A historian friend has invited me to lunch at the House of Lords. I have never been to lunch there before. 'M’lord, your table is ready,’ the waiter announces. More m’lording follows. 'The menu, m’lord, the beef, m’lord, thank you, m’lord.’ This shouldn’t come as a surprise to me – it’s called the House of Lords after all – and yet it does. I find it excruciating. Are the waiters mocking my host, who lives humbly in Walthamstow? Are they like the staff in gentlemen’s outfitters who, despite their mean wages, seem always to be looking down their noses at you while all the time calling you 'Sir’? The House of Lords, like the shirt emporia of Jermyn Street, is no place for the socially insecure.
Shirley Williams, aka Baroness Williams of Crosby, once said that, in politics, men always felt happier if they could put their women colleagues into one of four categories: the dragon, the sexpot, the carer, or the chum. 'And you were the chum, deliberately the chum?’ Peter Hennessy asked her in one of his Radio 4 extended interviews (recently published under the title 'Reflections: conversations with politicians'), to which Williams replied she was most certainly was. She didn’t fancy the maternal role in Labour cabinets, while the trouble with being a sexpot was that you’d be 'an unsuccessful and unsatisfactory sexpot once you pass the age of 45 or 50, which is exactly when you’re likely to get positions of responsibility in politics…’
The categories don’t seem very progressive; really, we should be considering the opposite – the four kinds of men that would flourish under a matriarchy.

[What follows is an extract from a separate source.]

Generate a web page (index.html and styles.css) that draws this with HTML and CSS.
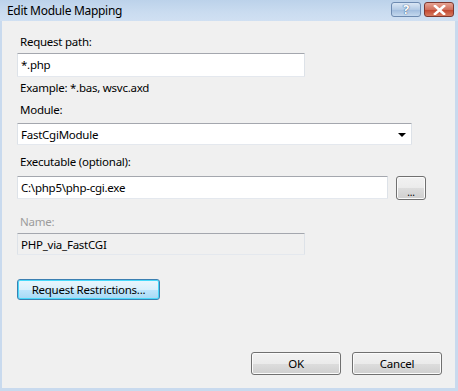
FILE: index.html
```html
<!DOCTYPE html>
<html lang="en">
<head>
  <meta charset="UTF-8">
  <title>Edit Module Mapping</title>
  <link rel="stylesheet" href="styles.css">
</head>
<body>

  <div class="window">
    <div class="titleBar">
      <span class="titleText">Edit Module Mapping</span>
      <div class="captionButtons">
        <div class="captionBtn helpBtn">?</div>
        <div class="captionBtn closeBtn">
          <svg width="13" height="10" viewBox="0 0 13 10">
            <path d="M2 1 L11 9 M11 1 L2 9" stroke="#fff" stroke-width="2.6" stroke-linecap="square" fill="none"/>
          </svg>
        </div>
      </div>
    </div>

    <div class="content">
      <label class="fieldLabel pathLabel">Request path:</label>
      <div class="textBox short pathBox">*.php</div>
      <div class="hint">Example: *.bas, wsvc.axd</div>

      <label class="fieldLabel moduleLabel">Module:</label>
      <div class="textBox select">
        <span>FastCgiModule</span>
        <span class="dropArrow"></span>
      </div>

      <label class="fieldLabel exeLabel">Executable (optional):</label>
      <div class="browseRow">
        <div class="textBox exe">C:\php5\php-cgi.exe</div>
        <button class="btn browseBtn">...</button>
      </div>

      <label class="fieldLabel disabled nameLabel">Name:</label>
      <div class="textBox short readOnly">PHP_via_FastCGI</div>

      <button class="btn restrictBtn">Request Restrictions...</button>

      <div class="dialogButtons">
        <button class="btn okBtn">OK</button>
        <button class="btn cancelBtn">Cancel</button>
      </div>
    </div>
  </div>

</body>
</html>
```

FILE: styles.css
```css
body {
  margin: 0;
  font-family: "Noto Sans", "Open Sans", sans-serif;
  font-size: 11.5px;
  letter-spacing: -0.25px;
  color: #000;
  background-color: #f0f0f0;
}

.window {
  width: 458px;
  height: 391px;
  box-sizing: border-box;
  display: flex;
  flex-direction: column;
  background-color: #c9daee;
  padding: 0 3px 3px 2px;
}

.titleBar {
  height: 21px;
  display: flex;
  align-items: flex-start;
  justify-content: space-between;
  margin: 0 -3px 0 -2px;
  background: linear-gradient(to bottom, #bcd2ea, #cadcf0 60%, #d0e0f2);
}

.titleText {
  font-size: 12px;
  letter-spacing: -0.3px;
  padding-left: 7px;
  line-height: 21px;
}

.captionButtons {
  display: flex;
  gap: 3px;
  padding: 2px 4px 0 0;
}

.captionBtn {
  width: 30px;
  height: 15px;
  box-sizing: border-box;
  border-radius: 3px;
  display: flex;
  align-items: center;
  justify-content: center;
}

.helpBtn {
  border: 1px solid #6d8ab0;
  background: linear-gradient(to bottom, #d9e6f4, #b4cbe5 50%, #9fbbdd 51%, #c4d8ee);
  color: #fff;
  font-weight: bold;
  font-size: 13px;
  line-height: 13px;
  text-shadow: 0 0 1px #35557d, 0 0 1px #35557d;
}

.closeBtn {
  border: 1px solid #7c3830;
  background: linear-gradient(to bottom, #e7a494, #d0705d 50%, #c0432c 51%, #d77a5f);
}

.content {
  flex: 1;
  display: flex;
  flex-direction: column;
  align-items: flex-start;
  background-color: #f0f0f0;
  padding: 0 0 0 15px;
}

.fieldLabel {
  line-height: 16px;
  padding-left: 3px;
}

.pathLabel {
  margin-top: 13px;
}

.moduleLabel {
  margin-top: 6px;
}

.exeLabel {
  margin-top: 9px;
}

.nameLabel {
  margin-top: 14px;
  color: #9c9c9c;
}

.textBox {
  height: 23px;
  box-sizing: border-box;
  border: 1px solid #b5b8bf;
  border-top-color: #a4a7ae;
  border-left-color: #dde2e8;
  border-right-color: #dde2e8;
  border-bottom-color: #e4e8ee;
  background-color: #fff;
  padding: 0 3px;
  line-height: 21px;
  border-radius: 1px;
}

.short {
  width: 288px;
}

.pathBox {
  height: 24px;
  line-height: 22px;
  margin-top: 3px;
}

.hint {
  line-height: 16px;
  padding-left: 3px;
  margin-top: 3px;
}

.select {
  width: 395px;
  height: 22px;
  display: flex;
  justify-content: space-between;
  align-items: center;
  margin-top: 5px;
}

.dropArrow {
  width: 0;
  height: 0;
  border-left: 4px solid transparent;
  border-right: 4px solid transparent;
  border-top: 4px solid #000;
  margin-right: 2px;
  margin-top: 1px;
}

.browseRow {
  display: flex;
  gap: 8px;
  align-items: flex-start;
  margin-top: 6px;
}

.exe {
  width: 371px;
}

.readOnly {
  background-color: #f0f0f0;
  height: 22px;
  margin-top: 3px;
}

.btn {
  font-family: inherit;
  font-size: 11.5px;
  letter-spacing: -0.25px;
  color: #000;
  box-sizing: border-box;
  border: 1px solid #707070;
  border-radius: 3px;
  background: linear-gradient(to bottom, #f2f2f2, #ebebeb 50%, #dddddd 51%, #cfcfcf);
  box-shadow: inset 0 0 0 1px #fbfbfb;
  padding: 0;
}

.browseBtn {
  width: 30px;
  height: 24px;
  font-size: 10px;
  line-height: 24px;
  padding-top: 3px;
}

.restrictBtn {
  width: 143px;
  height: 21px;
  margin-top: 24px;
  border-color: #3c7fb1;
  box-shadow: inset 0 0 0 1px #48d9fa;
  background: linear-gradient(to bottom, #eaf6fd, #d9f0fc 50%, #bee6fd 51%, #a7d9f5);
}

.dialogButtons {
  display: flex;
  gap: 11px;
  margin-top: 52px;
  align-self: flex-end;
  margin-right: 13px;
}

.okBtn, .cancelBtn {
  width: 90px;
  height: 23px;
}
```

But the fact that a woman came up with the idea allows us to pursue the following question: where would the new, more powerful generation of women fit? Nicola Sturgeon as the sexpot, Ruth Davidson as the chum, Theresa May as the dragon, Kezia Dugdale as the mother? That doesn’t seem to work, but nor does any other variation, not completely. The one persuasive constant is Davidson as the chum – 'Hello boys, what are ye having? The next round’s on me'. Long ago, I think I may have met her as the cheery girl in charge of the picnic hamper in Enid Blyton’s adventures of the Famous Five.
On a recent Saturday we took the train to Herne Bay, a resort (or more accurately an ex-resort) that lies on the Thames estuary between Whitstable and Margate. 'One of the prettiest and best of the smaller watering places on this coast,’ says my 'Guide to Seaside Watering Places' for the 1903 season. 'The aspect is delightful, there is a fine open sea [and] the esplanade extends along the front for about a mile.’
The station is quite a way inland. We walked through streets of sometimes unkempt 1930s bungalows until we found what remains of the pier, the far end of which has stood isolated and rotting in the sea after a storm demolished the connecting walkway nearly 40 years ago. Waves the colour of dishwater broke on the pebbles. A few people muffled up against the damp walked up and down the promenade, stopping to look at a new statue of the aviator Amy Johnson, who died (her body was never recovered) when her plane crashed offshore in 1941. This is Johnson’s only connection with Herne Bay, if, that is, death somewhere at sea amounts to a connection at all. The town has obviously been advised – I imagine by 'consultants’ – to make the most of it, Herne Bay-connected celebrities being in short supply.
At the café near the bandstand I had quite the worst sandwich I can ever remember eating – and my memory stretches back to the days of golden syrup and potted hough (not together). Two pieces of ready-sliced white had been spread with margarine. In between lay a thick slice of cheese so flavourless, so chewy, so lumpen that I imagine it arrived in a giant block labelled 'English-style cheese’ from a plastics factory in Moldova. All around us, customers were forking their way through baked potatoes heaped high with vivid fillings. Nobody looked rich.
The rain that had held off now began.
'Say what you like about the Clyde,’ I said, remembering the wetness, 'but it has nowhere as depressing as this'.
'You haven’t been to Saltcoats recently,’ said my son, who lodged for two successive winters in Largs.
'At least from Saltcoats you can see Arran…’
We argued amiably on our walk along the front. Here and there a flag of St George flew from a house or a garden. The flatlands on either side of the Thames estuary, here in Kent and in Essex across the water, have recently seen some momentous events. It was on this muddy and neglected coastline that two Tory MPs defected to UKIP; that Nigel Farage nearly won South Thanet; that Emily Thornberry came close to ending her career as a Labour MP by tweeting a picture from a housing estate in Strood. When the history of Brexit comes to be written – a tragic history, in my view – at least a chapter should be devoted to the sociology of the Thames estuary: geographically the closest part of England to Europe and emotionally the furthest away. Forget Saltcoats. There is no stranger part of these islands.